To charge the intellect with perpetual blindness, so as to leave it no intelligence of any description whatever, is repugnant not only to the Word of God, but to common experience. We see that there has been implanted in the human mind a certain desire of investigating truth, to which it never would aspire unless some relish for truth antecedently existed. There is, therefore, now, in the human mind, discernment to this extent, that it is naturally influenced by the love of truth, the neglect of which in the lower animals is a proof of their gross and irrational nature. Still it is true that this love of truth fails before it reaches the goal, forthwith falling away into vanity. As the human mind is unable, from dullness, to pursue the right path of investigation, and, after various wanderings, stumbling every now and then like one groping in darkness, at length gets completely bewildered, so its whole procedure proves how unfit it is to search the truth and find it..."

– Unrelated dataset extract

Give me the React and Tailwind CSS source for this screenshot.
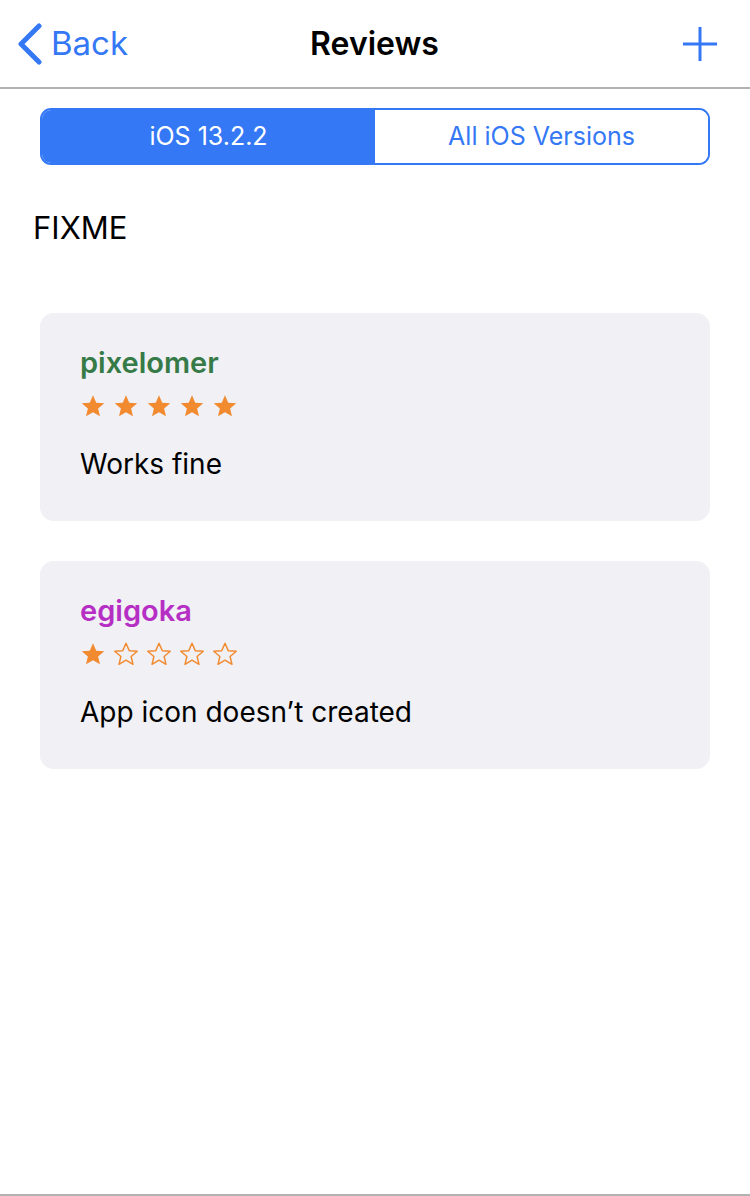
import React, { useState } from 'react';

const Star = ({ filled }) => (
  <svg width="26" height="24" viewBox="0 0 24 23" className="shrink-0">
    <path
      d="M12 1.2l3.1 7.1 7.7.6-5.9 5 1.8 7.5L12 17.4l-6.7 4 1.8-7.5-5.9-5 7.7-.6z"
      fill={filled ? '#f28a30' : 'none'}
      stroke="#f28a30"
      strokeWidth={filled ? 0 : 1.4}
      strokeLinejoin="round"
    />
  </svg>
);

const reviews = [
  { user: 'pixelomer', color: 'text-[#367a47]', rating: 5, text: 'Works fine' },
  { user: 'egigoka', color: 'text-[#b62fc4]', rating: 1, text: 'App icon doesn’t created' },
];

const App = () => {
  const [tab, setTab] = useState(0);

  return (
    <div className="w-[750px] h-[1196px] bg-white flex flex-col font-['Inter','Noto_Sans',sans-serif] border-b-2 border-[#b2b2b2]">
      {/* Nav bar */}
      <div className="h-[89px] shrink-0 flex items-center pl-[17px] pr-[32px] border-b-2 border-[#b2b2b2]">
        <div className="flex-1">
          <button className="flex items-center gap-[8px] text-[#3478f6]">
            <svg width="26" height="42" viewBox="0 0 26 42">
              <path d="M22 3L4 21l18 18" fill="none" stroke="#3478f6" strokeWidth="5" strokeLinecap="round" strokeLinejoin="round" />
            </svg>
            <span className="text-[33px] leading-none">Back</span>
          </button>
        </div>
        <h1 className="text-[32px] font-semibold leading-none text-black ml-[14px]">Reviews</h1>
        <div className="flex-1 flex justify-end">
          <svg width="36" height="36" viewBox="0 0 36 36">
            <path d="M18 1v34M1 18h34" stroke="#3478f6" strokeWidth="3" />
          </svg>
        </div>
      </div>

      {/* Segmented control */}
      <div className="px-[40px] pt-[19px]">
        <div className="flex h-[57px] rounded-[11px] border-2 border-[#3478f6] overflow-hidden">
          {['iOS 13.2.2', 'All iOS Versions'].map((label, i) => (
            <button
              key={label}
              onClick={() => setTab(i)}
              className={
                'flex-1 flex items-center justify-center text-[25px] ' +
                (tab === i ? 'bg-[#3478f6] text-white' : 'bg-white text-[#3478f6]')
              }
            >
              {label}
            </button>
          ))}
        </div>
      </div>

      <p className="px-[33px] pt-[47px] text-[31px] leading-none text-black">FIXME</p>

      {/* Reviews */}
      <div className="px-[40px] pt-[70px] flex flex-col gap-[40px]">
        {reviews.map((r) => (
          <div key={r.user} className="h-[208px] rounded-[14px] bg-[#f0f0f5] px-[40px] pt-[35px]">
            <div className={'text-[29px] font-semibold leading-none ' + r.color}>{r.user}</div>
            <div className="flex gap-[7px] mt-[17px]">
              {[1, 2, 3, 4, 5].map((n) => (
                <Star key={n} filled={n <= r.rating} />
              ))}
            </div>
            <div className="text-[28px] leading-none text-black mt-[32px]">{r.text}</div>
          </div>
        ))}
      </div>
    </div>
  );
};

export default App;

That's the key when he writes that our pursuit of knowledge, truth, creativity...without God's Spirit..."fails before it reaches the goal, forthwith falling away into vanity."
How then do we learn to deal with our fallen nature as a follower of Jesus? We must learn this from the Old Testament prophet Isaiah...
Isaiah 55:6-9
6 “Seek the LORD while he may be found; call upon him while he is near;
7 let the wicked forsake his way, and the unrighteous man his thoughts; let him return to the LORD, that he may have compassion on him, and to our God, for he will abundantly pardon.
8 For my thoughts are not your thoughts, neither are your ways my ways, declares the LORD.
9 For as the heavens are higher than the earth, so are my ways higher than your ways and my thoughts than your thoughts.
We must learn that our own natural dispositions are just that...natural. They are not (usually) the fruit of a heart disciplined and directed by God's Spirit. For this we must "seek", "call upon him - the Lord", "forsake our own way...and our thoughts".
We must learn the discipline of allowing God's word to permeate our thoughts, mind, soul, and be directed by God's Spirit - so that we might learn, be a student, of "the mind of Christ".